Cloistering of data and fields can hinder fruitful re- search. Disciplines such as art history and archaeology traditionally produce and analyze datasets related to material culture, including climate data, landscape profiles, and image matrices. They also produce material analytical data, including human biological data such as genetics, and perception data, like eye-tracking, EEG, fMRT, and so on. However, this data is most helpful when it is contextualized by informed integration with further information that completes a historical and contextual picture, necessitating varied data obtained through the analysis of diverse datasets. The conference aims to foster greater consideration of what diverse data means for scholars.

Data creation is not the end but rather the very beginning of contemporary projects. Researchers in the digital humanities now frequently find themselves not only producing data but also conceiving of and developing algorithmic frameworks for their analyses. Both the data itself and the approach taken are equally vital: data often lose much of their value when divorced from the methods used for both their creation and analysis. This aspect of knowledge production – the development of methods and their expression as functions and algorithms – has yet to receive sufficient attention in terms of sustainability and reproducibili- ty within the digital humanities. The lack of clear standards and best practices in this regard remain a fundamental challenge in digital humanities research. The same applies to preservation of interfaces and scripts of all kinds. Here too, it is essential to intensify cross-disciplinary dialogue.

Code and algorithms play a role that is as crucial for interdisciplinary dialogue with other fields of study (from computer science to social sciences) as academic prose. Other disciplines can only understand humanities data if they comprehend interpretations, which, in turn, depends on how they are processed. Hence, the development, preservation, and informed discussion of code are core components – if not prerequisites – for interdisciplinary, transdisciplinary, and cross-disciplinary engagement.

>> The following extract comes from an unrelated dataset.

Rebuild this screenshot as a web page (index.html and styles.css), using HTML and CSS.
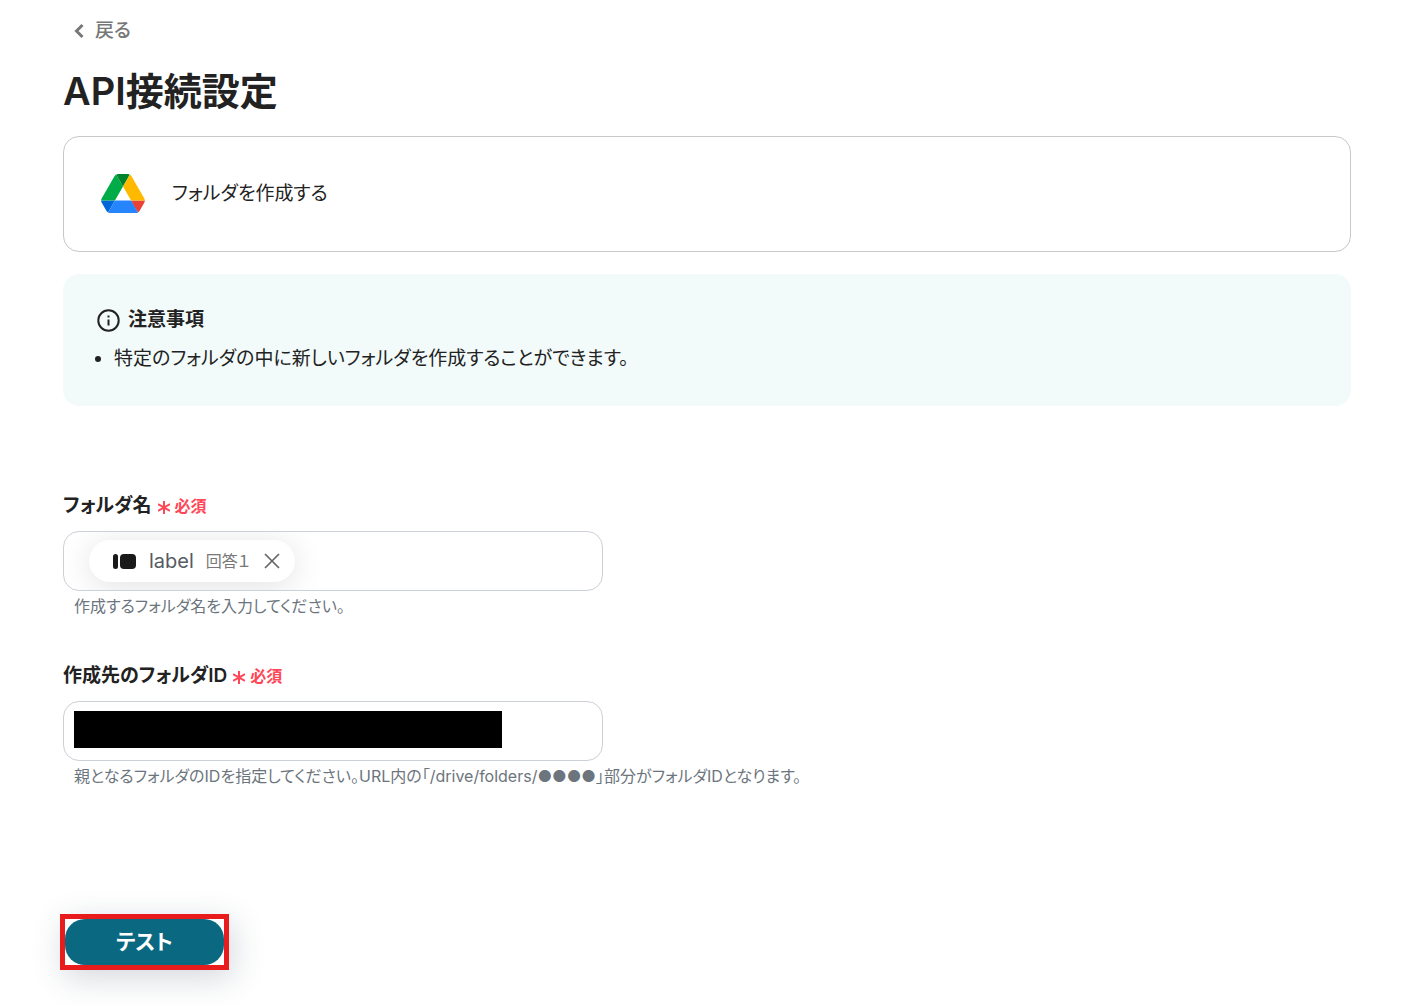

The conference aims to create a productive space for encounters and discussions to explore these issues. Panels, round tables, workshops, and poster sessions will bring together experts from fields related to digital cultural heritage research, digital archives, and data science disciplines, as well as representatives from traditional, text- and language-oriented digital humanities. We look forward to providing a venue for discussion and deliberation to push research ever forward, to foster discourse on code and algorithms, databases and archives, and text and data.